Homa Hood­far launches new book

For­mer Con­cor­dia pro­fes­sor talks about women ath­letes in Mus­lim con­texts

The McGill Daily - - Sports - — By Louis Sanger The book is avail­able for free as on on­line e- book at www.wluml.org.

On March 22, Homa Hood­far, a for­mer Pro­fes­sor of An­thro­pol­ogy at Con­cor­dia, cel­e­brated the lon­gover­due launch of her book, Women’s Sport as Pol­i­tics in Mus­lim Con­texts. Fea­tur­ing case stud­ies that ex­am­ine the pol­i­tics of sports from Saudi Ara­bia to Sene­gal and to North Amer­ica, the book ex­plores the role of sports in women’s strug­gle to achieve equal­ity. Ac­cord­ing to its cover, Women’s Sports “pro­vides an [...] anal­y­sis of the brav­ery and cre­ativ­ity ex­hib­ited by Mus­lim women in the realm of sports, which has emerged as a ma­jor realm of con­tes­ta­tion be­tween pro­po­nents of women’s rights and po­lit­i­cal Is­lamist forces in Mus­lim con­texts.”

A col­lec­tion of es­says edited and se­lected by Hood­far, the book was ini­tially re­leased in the U.K. in De­cem­ber 2015, but the April 2016 launch in Canada was post­poned due to Hood­far’s in­car­cer­a­tion in Iran. In early 2016, Hood­far was held for 112 days in Tehran’s Evin prison on re­ported charges of “dab­bling in fem­i­nism.” Thanks to in­ter­na­tional mo­bi­liza­tion, she was re­leased and re­turned to Mon­treal in Septem­ber 2016.

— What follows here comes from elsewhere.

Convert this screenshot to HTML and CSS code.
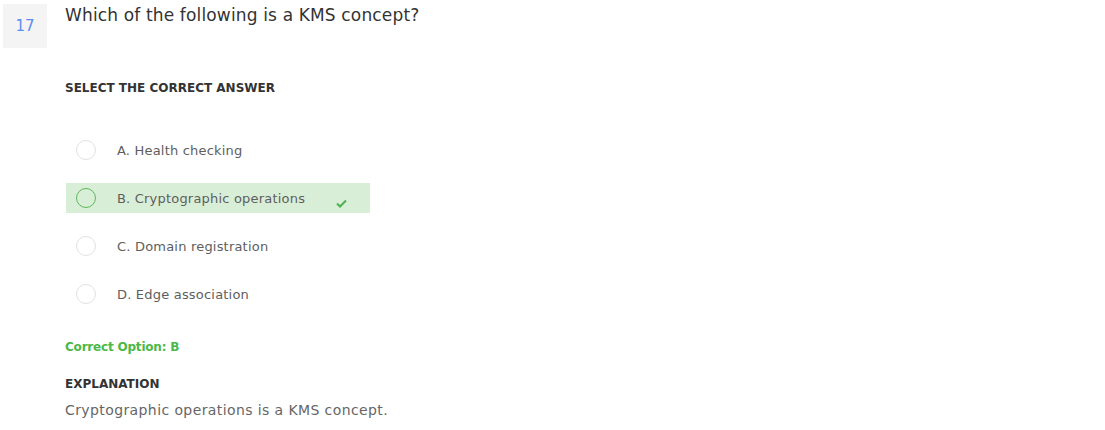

At the launch, Hood­far dis­cussed the par­tic­i­pa­tion and in­clu­sion of Mus­lim women in sports by giv­ing the ex­am­ple of the preva­lence of hi­jab re­stric­tions in many sport fed­er­a­tions, such as the IOC or FIFA. The act of play­ing sports then, ei­ther veiled or not, be­comes a qui­etly po­lit­i­cal act for Mus­lim women. “Quiet pol­i­tics” are some­thing that Hood­far ex­pressed deeper ap­pre­ci­a­tion for now, cit­ing her ex­pe­ri­ence of in­car­cer­a­tion as proof that “the cost of ac­tively be­ing politi­cized is quite high.”

More­over, Hood­far said that Mus­lim women are us­ing sports to de­mand recog­ni­tion from the so­ci­ety and the state. She gave an ex­am­ple: af­ter the 2016 Olympics, Ay­a­tol­lah Khamenei, the Supreme Leader of Iran, was ob­li­gated to con­grat­u­late Kimia Al­izadeh, fe­male Taek­wondo medal­ist, along­side her male col­leagues.

At the launch, Hood­far spoke for 30 min­utes be­fore tak­ing ques­tions from a small but fas­ci­nated crowd in Con­cor­dia’s J.W. Mccon­nell Li­brary Build­ing.